On the Republican side, Arlington Mayor Jeff Williams said he would think about the race at a later date. Fort Worth City Council member Cary Moon, meanwhile, didn’t directly indicate if he was interested in his communication with the Fort Worth Star Telegram, though he did describe himself as “a business owner with good ties to the district.”
The Dallas Morning News notes that some Republicans may be waiting to see if the congressman’s widow, Susan Wright, runs before deciding what they’d do. The paper also mentions Tarrant County Sheriff Bill Waybourn as a possible contender. Waybourn later put out a statement “asking everyone on behalf of Congressman Wright’s family to refrain from speculating on who might replace such an amazing man - that season is not here yet.”
One Republican who did say he wouldn’t be campaigning here is former Rep. Joe Barton, who represented Texas' 6th District for 17 terms before leaving office amid a sex scandal in 2018. Barton did, however, take the chance to name state Rep. David Cook and Waxahachie Mayor David Hill as potential candidates for Team Red.
On the Democratic side, 2020 nominee Stephen Daniel said he was thinking about another try. 2018 nominee Jana Lynne Sanchez, who went on to serve as Daniel’s campaign manager, did not address her plans in her statement about Wright’s death, saying, "[W]e can talk about politics later." The Dallas Morning News also mentioned state Sen. Beverly Powell as a possibility, while Barton speculated that state Rep. Chris Turner “would be a good candidate” for the Democrats.

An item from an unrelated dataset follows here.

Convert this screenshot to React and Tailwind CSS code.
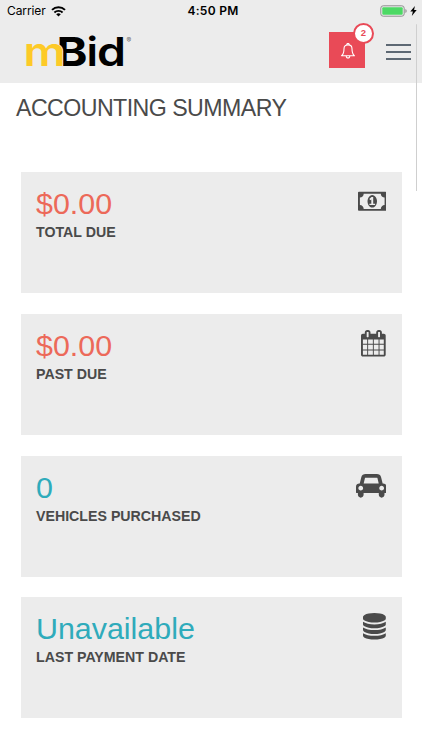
import React from "react";

const icons = {
  money: {
    viewBox: "0 0 1920 1792",
    size: "w-[28.5px] h-[26.6px]",
    path: "M768 1152h384v-96h-128v-448h-114l-148 137 77 80q42-37 55-57h2v288h-128v96zm512-256q0 70-21 142t-59.5 134-101.5 101-138 39-138-39-101.5-101-59.5-134-21-142 21-142 59.5-134 101.5-101 138-39 138 39 101.5 101 59.5 134 21 142zm512 256v-512q-106 0-181-75t-75-181h-1152q0 106-75 181t-181 75v512q106 0 181 75t75 181h1152q0-106 75-181t181-75zm128-832v1152q0 26-19 45t-45 19h-1792q-26 0-45-19t-19-45v-1152q0-26 19-45t45-19h1792q26 0 45 19t19 45z",
  },
  calendar: {
    viewBox: "64 0 1664 1792",
    size: "w-[24.7px] h-[26.6px]",
    path: "M192 1664h288v-288h-288v288zm352 0h320v-288h-320v288zm-352-352h288v-320h-288v320zm352 0h320v-320h-320v320zm-352-384h288v-288h-288v288zm736 736h320v-288h-320v288zm-384-736h320v-288h-320v288zm768 736h288v-288h-288v288zm-384-352h320v-320h-320v320zm-352-864v-288q0-13-9.5-22.5t-22.5-9.5h-64q-13 0-22.5 9.5t-9.5 22.5v288q0 13 9.5 22.5t22.5 9.5h64q13 0 22.5-9.5t9.5-22.5zm736 864h288v-320h-288v320zm-384-384h320v-288h-320v288zm384 0h288v-288h-288v288zm32-480v-288q0-13-9.5-22.5t-22.5-9.5h-64q-13 0-22.5 9.5t-9.5 22.5v288q0 13 9.5 22.5t22.5 9.5h64q13 0 22.5-9.5t9.5-22.5zm384-64v1280q0 52-38 90t-90 38h-1408q-52 0-90-38t-38-90v-1280q0-52 38-90t90-38h128v-96q0-66 47-113t113-47h64q66 0 113 47t47 113v96h384v-96q0-66 47-113t113-47h64q66 0 113 47t47 113v96h128q52 0 90 38t38 90z",
  },
  car: {
    viewBox: "0 0 2048 1792",
    size: "w-[30.4px] h-[26.6px]",
    path: "M480 1088q0-66-47-113t-113-47-113 47-47 113 47 113 113 47 113-47 47-113zm36-320h1016l-89-357q-2-8-14-17.5t-21-9.5h-768q-9 0-21 9.5t-14 17.5zm1372 320q0-66-47-113t-113-47-113 47-47 113 47 113 113 47 113-47 47-113zm160-96v384q0 14-9 23t-23 9h-96v128q0 80-56 136t-136 56-136-56-56-136v-128h-1024v128q0 80-56 136t-136 56-136-56-56-136v-128h-96q-14 0-23-9t-9-23v-384q0-93 65.5-158.5t158.5-65.5h28l105-419q23-94 104-157.5t179-63.5h768q98 0 179 63.5t104 157.5l105 419h28q93 0 158.5 65.5t65.5 158.5z",
  },
  database: {
    viewBox: "128 0 1536 1792",
    size: "w-[22.8px] h-[26.6px]",
    path: "M896 768q237 0 443-43t325-127v170q0 69-103 128t-280 93.5-385 34.5-385-34.5-280-93.5-103-128v-170q119 84 325 127t443 43zm0 768q237 0 443-43t325-127v170q0 69-103 128t-280 93.5-385 34.5-385-34.5-280-93.5-103-128v-170q119 84 325 127t443 43zm0-384q237 0 443-43t325-127v170q0 69-103 128t-280 93.5-385 34.5-385-34.5-280-93.5-103-128v-170q119 84 325 127t443 43zm0-1152q208 0 385 34.5t280 93.5 103 128v128q0 69-103 128t-280 93.5-385 34.5-385-34.5-280-93.5-103-128v-128q0-69 103-128t280-93.5 385-34.5z",
  },
};

const cards = [
  { value: "$0.00", label: "TOTAL DUE", icon: "money", color: "text-[#ec6959]" },
  { value: "$0.00", label: "PAST DUE", icon: "calendar", color: "text-[#ec6959]" },
  { value: "0", label: "VEHICLES PURCHASED", icon: "car", color: "text-[#2fabbb]" },
  { value: "Unavailable", label: "LAST PAYMENT DATE", icon: "database", color: "text-[#2fabbb]" },
];

const StatusBar = () => (
  <div className="grid grid-cols-3 items-center h-[22px] pl-[7px] pr-[5px] font-['Inter'] text-black">
    <div className="flex items-center gap-[5px]">
      <span className="text-[12px] leading-[22px] tracking-[-0.1px]">Carrier</span>
      <svg className="w-[15px] h-[11px]" viewBox="0 0 15 11" fill="none" stroke="currentColor">
        <path d="M1 3.9a9.3 9.3 0 0 1 13 0" strokeWidth="2" />
        <path d="M3.4 6.5a5.9 5.9 0 0 1 8.2 0" strokeWidth="1.9" />
        <path d="M7.5 10.6 5.2 8.3a3.3 3.3 0 0 1 4.6 0z" fill="currentColor" stroke="none" />
      </svg>
    </div>
    <span className="pl-[2px] text-center text-[12px] leading-[22px] font-semibold tracking-[0.3px]">4:50 PM</span>
    <div className="flex items-center justify-end gap-[3px]">
      <svg className="w-[27px] h-[12px]" viewBox="0 0 27 12">
        <rect x="0.8" y="0.8" width="23.4" height="10.4" rx="2.4" fill="none" stroke="#8f8f8f" />
        <rect x="2.3" y="2.2" width="20.4" height="7.6" rx="1" fill="#4cd964" />
        <path d="M25.4 4v4q1.3-.6 1.3-2t-1.3-2z" fill="#8f8f8f" />
      </svg>
      <svg className="w-[7px] h-[10px]" viewBox="0 0 7 10">
        <path d="M4.9 0 .3 5.6h2.6L1.8 10l4.9-5.9H4.1z" fill="#000" />
      </svg>
    </div>
  </div>
);

const Logo = () => (
  <svg className="w-[110px] h-[36px] overflow-visible" viewBox="24 34 110 36" fontFamily="Inter, sans-serif" fontWeight="600" fontSize="40">
    <text x="56.5" y="66" fontWeight="700" textLength="31" lengthAdjust="spacingAndGlyphs">B</text>
    {/* The m sits over the B, separated by a thin gap */}
    <text x="23.5" y="66" fill="#fdca27" stroke="#ececec" strokeWidth="1.2" paintOrder="stroke" textLength="42" lengthAdjust="spacingAndGlyphs">m</text>
    <text x="86.5" y="66" textLength="11.5" lengthAdjust="spacingAndGlyphs">i</text>
    <text x="97" y="66" textLength="29" lengthAdjust="spacingAndGlyphs">d</text>
    <text x="126.5" y="42.5" fontSize="7" fontWeight="400" fill="#666">®</text>
  </svg>
);

const Header = () => (
  <header className="h-[83px] bg-[#ececec]">
    <StatusBar />
    <div className="flex pl-6 pr-[11px] pt-3">
      <Logo />
      <div className="relative ml-auto mt-[-2px] flex h-9 w-9 items-center justify-center bg-[#e94a57]">
        <svg className="mt-px ml-[2px] w-[14px] h-[16px]" viewBox="0 0 14 16" fill="none" stroke="#fff" strokeWidth="1.1" strokeLinejoin="round">
          <path d="M5.9 1.9a1.15 1.15 0 1 1 2.2 0" />
          <path d="M7 1.9C4.4 1.9 3 3.5 3 5.7c0 3.8-.6 5.5-2.4 7h12.8c-1.8-1.5-2.4-3.2-2.4-7C11 3.5 9.6 1.9 7 1.9z" />
          <path d="M5.3 12.9a1.75 1.75 0 1 0 3.4 0" />
        </svg>
        <span className="absolute left-[24px] top-[-9px] flex h-[21px] w-[21px] items-center justify-center rounded-full border-2 border-[#e94a57] bg-white font-['Liberation_Sans'] text-[9.5px] font-bold text-[#e94a57]">
          2
        </span>
      </div>
      <div className="ml-[21px] mt-[10px] flex w-[25px] flex-col gap-[5px]">
        <div className="h-[2px] bg-[#5d6873]"></div>
        <div className="h-[2px] bg-[#5d6873]"></div>
        <div className="h-[2px] bg-[#5d6873]"></div>
      </div>
    </div>
  </header>
);

const Card = ({ value, label, icon, color }) => (
  <div className="flex h-[121px] justify-between bg-[#ececec] px-[15.5px] pt-[15px]">
    <div>
      <div className={`text-[30.4px] leading-[33px] ${color}`}>{value}</div>
      <div className="mt-[2px] text-[14.2px] leading-5 font-bold whitespace-nowrap">{label}</div>
    </div>
    <svg className={`mt-px ${icons[icon].size}`} viewBox={icons[icon].viewBox} fill="currentColor">
      <path d={icons[icon].path} />
    </svg>
  </div>
);

const App = () => {
  return (
    <div className="relative h-[750px] w-[422px] overflow-hidden bg-white font-['Liberation_Sans',sans-serif] text-[#4a4a4a]">
      <Header />
      <main>
        <h1 className="pl-4 pt-[10px] text-[23.2px] leading-[30px] tracking-[-0.56px] whitespace-nowrap">ACCOUNTING SUMMARY</h1>
        <div className="flex flex-col gap-[20.6px] px-[20.5px] pt-[49.4px]">
          {cards.map((card) => (
            <Card key={card.label} {...card} />
          ))}
        </div>
      </main>
      {/* Scroll indicator */}
      <div className="absolute left-[416px] top-6 h-[167px] w-px rounded-full bg-[#cfcfcf]"></div>
    </div>
  );
};

export default App;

Under Texas law, all the candidates will run on the same ballot in an all-party primary rather than in separate partisan primaries. If no one takes a majority, a runoff would take place between the top two vote-getters, regardless of party. This seat, which includes Arlington and rural areas south of Dallas, supported Trump 51-48 last year after backing him by a larger 54-42 margin in 2016, but Wright won his second term 53-44 against Daniel.
Grab Bag
● Where Are They Now?: Sri Preston Kulkarni, who was the Democratic nominee for Texas' 22nd District in both 2018 and 2020, announced on Monday that he would be serving in the Biden administration as chief of external affairs for AmeriCorps.